Il titolo originale L’Economie du couple rende con più precisione il senso del film di Joachim Lafosse, che in sala arriva invece come Dopo l’amore. In quell’accostamento tra «economia» e «coppia» infatti emerge con chiarezza l’aspetto contrattuale del matrimonio, i soldi certamente e tutto ciò che vi ruota intorno, ma anche le abitudini, i rituali, le dinamiche che governano la vita comune, che determinano ruoli, zone di indipendenza, obblighi reciproci, ciò che si può sopportare e quanto non si dovrebbe mai chiedere.

 
Marie (Bérénice Bejo) e Boris (Cédric Kahn) un tempo forse si sono amati, anzi senz’altro visto che sono stati insieme quindici anni, ma di quell’amore qui non conosciamo alcun flashback di nostalgia. Li incontriamo che si detestano: distanti, esacerbati, lei che rivendica apertamente il suo fastidio e non sopporta nemmeno come l’uomo cammina, lui che gioca a nascondersi in punte di sgradevolezze improvvise, un po’ provocandola, un po’ con l’autocommiserazione.

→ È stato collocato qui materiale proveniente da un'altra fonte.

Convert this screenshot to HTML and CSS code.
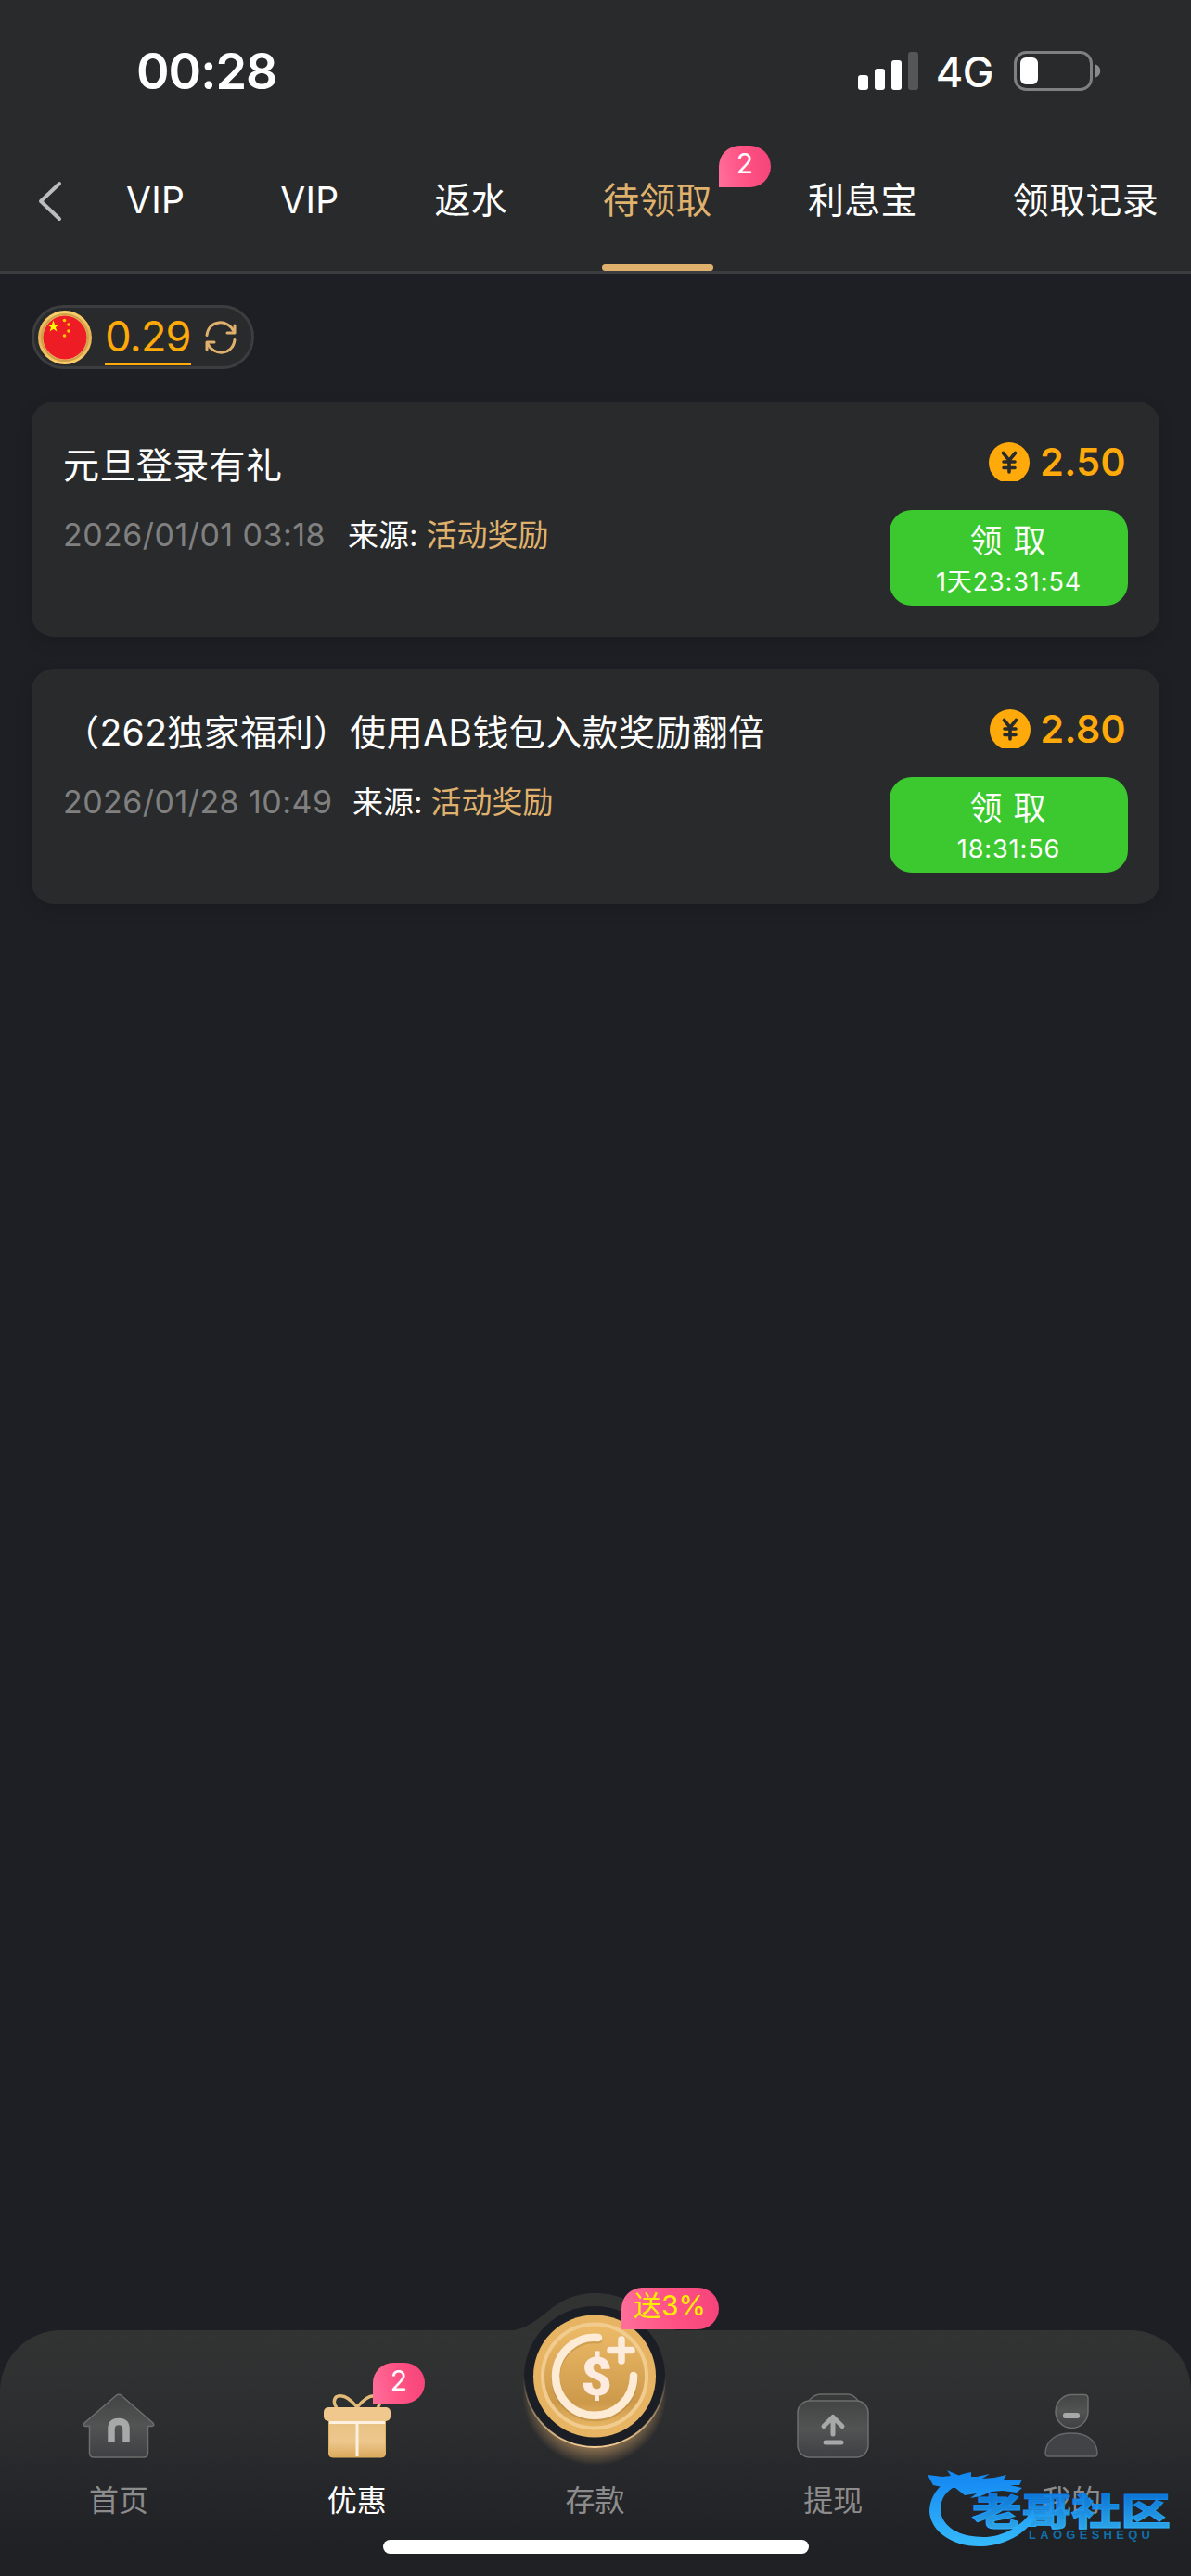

Di chi sia «la colpa» – sempre che serva a qualcosa – non sappiamo. A vederli «dall’esterno» sono tutti e due piuttosto odiosi, lei che rimprovera a lui persino di mangiare il formaggio delle bambine, lui che cerca di intrufolarsi in una cenetta di amici non invitato, entrambi che rovesciano sulle figliette gemelle di una decina di anni, tanta tensione da farle precipitare nell’isterismo disperato dei bambini pieni di paure, costretti alle liti dei genitori, pure a quelle cattive.

 
È che i due continuano a vivere sotto allo stesso (lussuoso) tetto e anzi la casa è divenuta il catalizzatore di tutte le loro battaglie.: lei l’ha pagata ma lui l’ha rifatta e quei lavori hanno dato un valore all’immobile che prima non aveva. Perciò invece del terzo offerto dalla moglie, il marito pretende la metà del suo valore. In effetti nell’«economia» della loro coppia i soldi sembrano piuttosto importanti, o almeno trascinare tutto il resto. La coppia stessa incarna questa visione marxista del sentimento: docente universitario lei, rampolla di una alta borghesia, operaio (non tanto) nei cantieri lui, figlio del proletariato. È la signora che ha sempre pagato i conti, che ha messo i soldi per la casa, un regalo del padre, che ha pagato il mutuo. Lui le grida che lei non sa nemmeno cosa significhi «avere difficoltà», non sapere se si riuscirà a mangiare rivendicando di essersi occupato delle spese di ogni giorno.

 
Lei però non sopporta di mantenerlo, di coprire i suoi rossi in banca, la gente che arriva a cui lui deve dei soldi; lui non sopporta il suo mondo, l’umiliazione davanti alle figlie sempre più infelici. Anche per loro «essere ricco» significa avere soldi. «Solo questo?» gli chiede il padre, e prova a dirgli che è avere tanti amici, avere letto molti libri.
«Non puoi desiderare la stessa persona tutta la vita, alla fine rimane l’amicizia, quella sì che dura sempre» chiosa la madre di lei (meravigliosa Marthe Keller) ma tra i due coniugi anche questa sembra sparita.

 
Il film di Lafosse è un dramma d’interni, siamo dentro la casa, siamo dentro alla coppia, siamo dentro a quel momento in cui nulla può accadere se non arrendersi al fatto che l’amore, o anche soltanto la possibilità di una relazione, sono finiti per sempre. E la scelta, stilistica appunto, di non uscire mai dall’elegante domicilio coniugale, di non varcare la soglia chiusa del giardino permette alla narrazione di assorbire il mondo esterno dentro allo spazio privato. La lotta di sentimenti diviene così lotta di classe, il capitale contro il lavoro tra le pareti domestiche, la politica nell’intimità, il senso precario di un presente in cui le recriminazioni sulle responsabilità familiari e su chi paga i conti finiscono per diventare un detonatore.

 
Lafosse non prende parte per uno o per l’altro dei personaggi e nemmeno offre appigli che «spieghino» tale disastro sentimentale. Dissemina indizi, un possibile tradimento forse, o l’accumulo di stanchezza lascia agli spettatori la libertà di scegliere il proprio punto di vista. Le ragioni si affidano ai corpi, al malessere che raccontano, a quel loro annaspare negli ambienti prima comuni, condivisi, come la loro vita, e adesso segmentati in infiniti check-point emotivi.
E pure lasciarsi andare non serve a nulla, una carezza diventa tagliente, un abbraccio soffoca e ferisce. Alla fine più che una «questione di cuore» è sempre e soltanto questione di soldi, di conti, di stime, di cifre, di regole stabilite. Sentimenti compresi.